Dr Sabine PetersDr Sabine Peters
Over 43 per cent of young people between the ages of 14 and 18 have drunk alcohol at some point in time. The adolescent brain is still developing and the consequences of moderate alcohol consumption are as yet not fully known. Dr Sabine Peters, from Leiden University, who is one of the researchers in this project, comments: 'We think that the adolescent brain is more sensitive than the adult brain to alcohol, simply because the adolescent brain is still developing. The connections between brain cells are not as robust as in adults, which means they are more easily disrupted.'
Existing brain scans
Leiden University is working with research groups at Erasmus MC, the Vrije Universiteit and UMC Utrecht. These four institutions each analyze their own data, taken from existing brain scans of some 1,400 adolescents. The research follows the adolescents over a number of years, during which two points in time are compared: a point when the young people have never drunk alcohol and a point after they have. These scans make it possible to map the consequences of alcohol use.

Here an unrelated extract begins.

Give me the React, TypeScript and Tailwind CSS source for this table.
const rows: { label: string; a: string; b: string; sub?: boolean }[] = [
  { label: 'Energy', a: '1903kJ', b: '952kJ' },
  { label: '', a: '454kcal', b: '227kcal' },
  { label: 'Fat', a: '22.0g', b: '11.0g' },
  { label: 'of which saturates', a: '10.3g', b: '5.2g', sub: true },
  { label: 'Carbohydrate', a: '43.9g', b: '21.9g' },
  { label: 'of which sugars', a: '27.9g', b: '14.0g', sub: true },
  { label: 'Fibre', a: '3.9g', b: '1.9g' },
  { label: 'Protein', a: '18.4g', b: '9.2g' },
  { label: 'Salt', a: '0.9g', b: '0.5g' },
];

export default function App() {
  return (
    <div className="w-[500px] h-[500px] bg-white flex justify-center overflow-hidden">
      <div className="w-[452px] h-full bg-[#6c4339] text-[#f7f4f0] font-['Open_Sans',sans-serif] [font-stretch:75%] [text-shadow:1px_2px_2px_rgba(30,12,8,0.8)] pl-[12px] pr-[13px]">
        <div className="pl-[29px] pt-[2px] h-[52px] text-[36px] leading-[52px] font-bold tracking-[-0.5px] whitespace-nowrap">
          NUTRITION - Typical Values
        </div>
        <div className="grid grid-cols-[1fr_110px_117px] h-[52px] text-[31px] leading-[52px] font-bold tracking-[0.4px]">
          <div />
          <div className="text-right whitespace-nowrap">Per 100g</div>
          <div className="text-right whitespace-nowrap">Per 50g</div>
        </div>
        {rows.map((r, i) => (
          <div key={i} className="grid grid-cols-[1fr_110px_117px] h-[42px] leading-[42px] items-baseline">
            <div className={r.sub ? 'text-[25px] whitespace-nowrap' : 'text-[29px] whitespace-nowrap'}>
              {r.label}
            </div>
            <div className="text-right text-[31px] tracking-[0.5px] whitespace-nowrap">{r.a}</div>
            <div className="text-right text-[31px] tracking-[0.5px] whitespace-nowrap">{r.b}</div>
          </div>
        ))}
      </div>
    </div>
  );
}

The researchers are also studying the effect of alcohol use on adolescents' cognitive abilities.
Awareness
The large-scale research project is taking place at the request of the Brain Foundation of the Netherlands. 'We want to use this research to show the possible risk factors and make people more aware of them,' commented Dr Loes van Herten, Head of the Healthy Brain department at the Brain Foundation.
Replication
'Surprisingly enough, little research has been done on the effect of alcohol on the adolescent brain,' Peters comments. 'Most of the research has been done on animals, but it doesn't really translate well into humans.' Peters explains that the research focuses directly on replication. 'We first look per research group at the effects of alcohol use on the adolescent brain. We then look at whether we find the same outcomes with other datasets where some other factor is being measured. To date, very little research has been done on this question, and certainly not in a replication study with several different large-scale datasets, so this is exciting research.'
Leiden data
The data that Leiden University is making available comes from the Brain Time study, a large-scale longitudinal study in which three hundred adolescents have taken part. These young participants underwent MRI scans at two-year intervals, so that researchers could map the development of the brain.